Rep. Leach, Sen. Tim Johnson, D-S.D., and Rep. Steve Largent, R-Okla., are expected to offer an amendment that would ban the mergers of nonfinancial firms with existing unitaries.

The American Bankers Association and Independent Community Bankers of America are rallying behind this proposal. "That will be our primary effort," said Edward L. Yingling, the ABA's chief lobbyist.

But Senate Banking Committee Chairman Phil Gramm and House Commerce Committee Chairman Thomas J. Bliley Jr. are expected to counter with an amendment that would let unitary thrifts be sold to companies that are "primarily engaged in" financial services. But companies that derive less than a set amount of revenue, say 65%, would have to get approval from the Federal Deposit Insurance Corp.

Rep. Ken Bentsen, D-Tex., is expected to offer an amendment that would allow unrestricted sales of unitary thrifts.

Meanwhile, lawmakers and activists from across the political spectrum said Wednesday that they would not give up on adding increased consumer privacy protections to the bill.

Sen. Richard C. Shelby, R-Ala., Sen. Richard Bryan, D-Nev., and Rep.

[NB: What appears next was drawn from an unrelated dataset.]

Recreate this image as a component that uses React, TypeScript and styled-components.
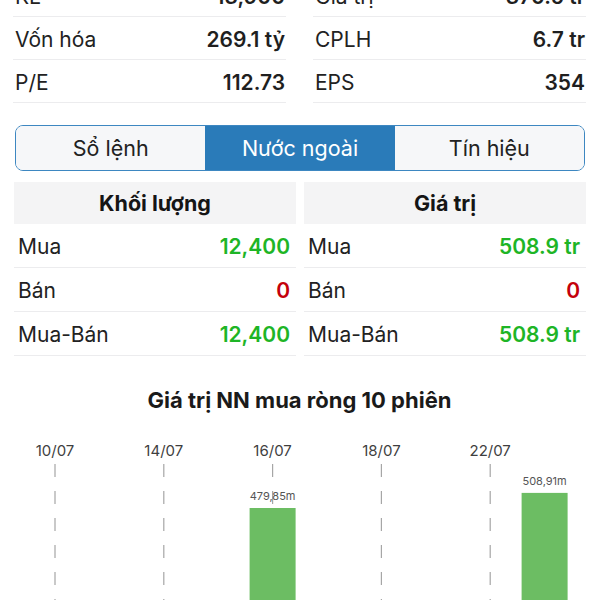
import styled, { createGlobalStyle } from 'styled-components';

const GlobalStyle = createGlobalStyle`
  html, body {
    margin: 0;
    padding: 0;
    background: #ffffff;
    font-family: Inter, "Noto Sans", sans-serif;
    color: #1c1c1e;
  }
`;

const Page = styled.div`
  height: 600px;
  overflow: hidden;
  padding: 0 14px 0 13px;
  box-sizing: border-box;
`;

const Stats = styled.div`
  display: grid;
  grid-template-columns: 1fr 1fr;
  column-gap: 27px;
  margin-top: -26px;
`;

const StatColumn = styled.div`
  display: flex;
  flex-direction: column;
`;

const StatRow = styled.div`
  display: flex;
  align-items: center;
  justify-content: space-between;
  height: 40px;
  padding-top: 2px;
  border-bottom: 1px solid #ececee;
  font-size: 21px;
`;

const Label = styled.span<{ $pad?: number }>`
  padding-left: ${(p) => p.$pad ?? 2}px;
  color: #222;
`;

const StatValue = styled.span`
  font-weight: 600;
  color: #1f1f1f;
  padding-right: 1px;
`;

const Tabs = styled.div`
  display: grid;
  grid-template-columns: repeat(3, 1fr);
  margin: 22px 1px 0 2px;
  height: 46px;
  border: 1.5px solid #3d87c1;
  border-radius: 8px;
  overflow: hidden;
  box-sizing: border-box;
`;

const Tab = styled.div<{ $active?: boolean }>`
  display: flex;
  align-items: center;
  justify-content: center;
  font-size: 21.5px;
  background: ${(p) => (p.$active ? '#2a7bb9' : '#f6f7f9')};
  color: ${(p) => (p.$active ? '#ffffff' : '#222')};
`;

const Tables = styled.div`
  display: grid;
  grid-template-columns: 1fr 1fr;
  column-gap: 8px;
  margin-top: 11px;
  padding-left: 1px;
`;

const Table = styled.div`
  display: flex;
  flex-direction: column;
`;

const TableHead = styled.div`
  height: 42px;
  background: #f4f4f5;
  display: flex;
  align-items: center;
  justify-content: center;
  font-size: 21.5px;
  font-weight: 700;
  color: #151515;
`;

const TableRow = styled.div`
  display: flex;
  align-items: center;
  justify-content: space-between;
  height: 42px;
  padding-top: 1px;
  border-bottom: 1px solid #ececee;
  font-size: 21px;
`;

const Amount = styled.span<{ $tone: 'up' | 'down' }>`
  font-weight: 600;
  padding-right: 6px;
  color: ${(p) => (p.$tone === 'up' ? '#1eb526' : '#c4000b')};
`;

const ChartTitle = styled.div`
  margin-top: 31px;
  line-height: 26px;
  text-align: center;
  font-size: 22px;
  font-weight: 700;
  color: #1a1a1a;
`;

const ChartSvg = styled.svg`
  display: block;
  margin-top: 8px;
  margin-left: 1px;
`;

const statsLeft = [
  ['KL', '13,900'],
  ['Vốn hóa', '269.1 tỷ'],
  ['P/E', '112.73'],
];

const statsRight = [
  ['Giá trị', '370.5 tr'],
  ['CPLH', '6.7 tr'],
  ['EPS', '354'],
];

const tables = [
  { title: 'Khối lượng', rows: [['Mua', '12,400', 'up'], ['Bán', '0', 'down'], ['Mua-Bán', '12,400', 'up']] },
  { title: 'Giá trị', rows: [['Mua', '508.9 tr', 'up'], ['Bán', '0', 'down'], ['Mua-Bán', '508.9 tr', 'up']] },
] as const;

// 10 sessions, a date label every other one
const sessions = [
  { date: '10/07' }, {}, { date: '14/07' }, {}, { date: '16/07', value: 479.85 },
  {}, { date: '18/07' }, {}, { date: '22/07' }, { value: 508.91 },
] as { date?: string; value?: number }[];

const SLOT = 54.4;
const X0 = 41;
const barTop = (v: number) => 87 - (v - 479.85) * 0.52;

function NetChart() {
  return (
    <ChartSvg width={572} height={190} viewBox="0 0 572 190">
      {sessions.map((s, i) => {
        const cx = X0 + i * SLOT;
        return (
          <g key={i}>
            {s.date && (
              <>
                <text x={cx} y={35} textAnchor="middle" fontSize={15} fill="#3f3f3f" fontFamily="Inter, sans-serif">
                  {s.date}
                </text>
                <line x1={cx} y1={43} x2={cx} y2={190} stroke="#a6a6a6" strokeWidth={1.2} strokeDasharray="13 14" />
              </>
            )}
            {s.value !== undefined && (
              <>
                <rect x={cx - 23} y={barTop(s.value)} width={46} height={190} fill="#6cbd63" />
                <text x={cx} y={barTop(s.value) - 8} textAnchor="middle" fontSize={11} fill="#555" fontFamily="Inter, sans-serif">
                  {s.value.toFixed(2).replace('.', ',')}m
                </text>
              </>
            )}
          </g>
        );
      })}
    </ChartSvg>
  );
}

function App() {
  return (
    <>
      <GlobalStyle />
      <Page>
        <Stats>
          <StatColumn>
            {statsLeft.map(([k, v]) => (
              <StatRow key={k}>
                <Label>{k}</Label>
                <StatValue>{v}</StatValue>
              </StatRow>
            ))}
          </StatColumn>
          <StatColumn>
            {statsRight.map(([k, v]) => (
              <StatRow key={k}>
                <Label>{k}</Label>
                <StatValue>{v}</StatValue>
              </StatRow>
            ))}
          </StatColumn>
        </Stats>

        <Tabs>
          <Tab>Sổ lệnh</Tab>
          <Tab $active>Nước ngoài</Tab>
          <Tab>Tín hiệu</Tab>
        </Tabs>

        <Tables>
          {tables.map((t) => (
            <Table key={t.title}>
              <TableHead>{t.title}</TableHead>
              {t.rows.map(([k, v, tone]) => (
                <TableRow key={k}>
                  <Label $pad={4}>{k}</Label>
                  <Amount $tone={tone}>{v}</Amount>
                </TableRow>
              ))}
            </Table>
          ))}
        </Tables>

        <ChartTitle>Giá trị NN mua ròng 10 phiên</ChartTitle>
        <NetChart />
      </Page>
    </>
  );
}

export default App;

Edward J. Markey, D-Mass., said they would introduce an amendment to prohibit financial services companies from sharing consumers' personal financial data with third parties or affiliates unless they receive a customer's written permission.

"The banking bill has become a privacy bill," Rep. Markey said. "Increasingly the public doesn't care about the banks if the banks don't care about the individuals."

Six financial services trade groups -- including the ABA, Securities Industry Association, and the American Insurance Association -- immediately attacked the proposal in a letter to Representatives Leach and Bliley and Sen. Gramm.

"It will result in broad industry opposition to this legislation," the letter said. "Such amendments will completely undermine a primary purpose of the legislation -- to increase innovation, provide greater convenience to consumers, and decrease costs."

On CRA, Democrats are expected to demand restoration of a House provision that a bank that has merged with an insurance or securities company must maintain a "satisfactory" or better CRA rating. Under the latest bill, the bank needs such a rating only when it files a merger application. However, Democrats may offer to lighten the penalties for failing to keep a strong CRA rating, which in the House bill included divestiture.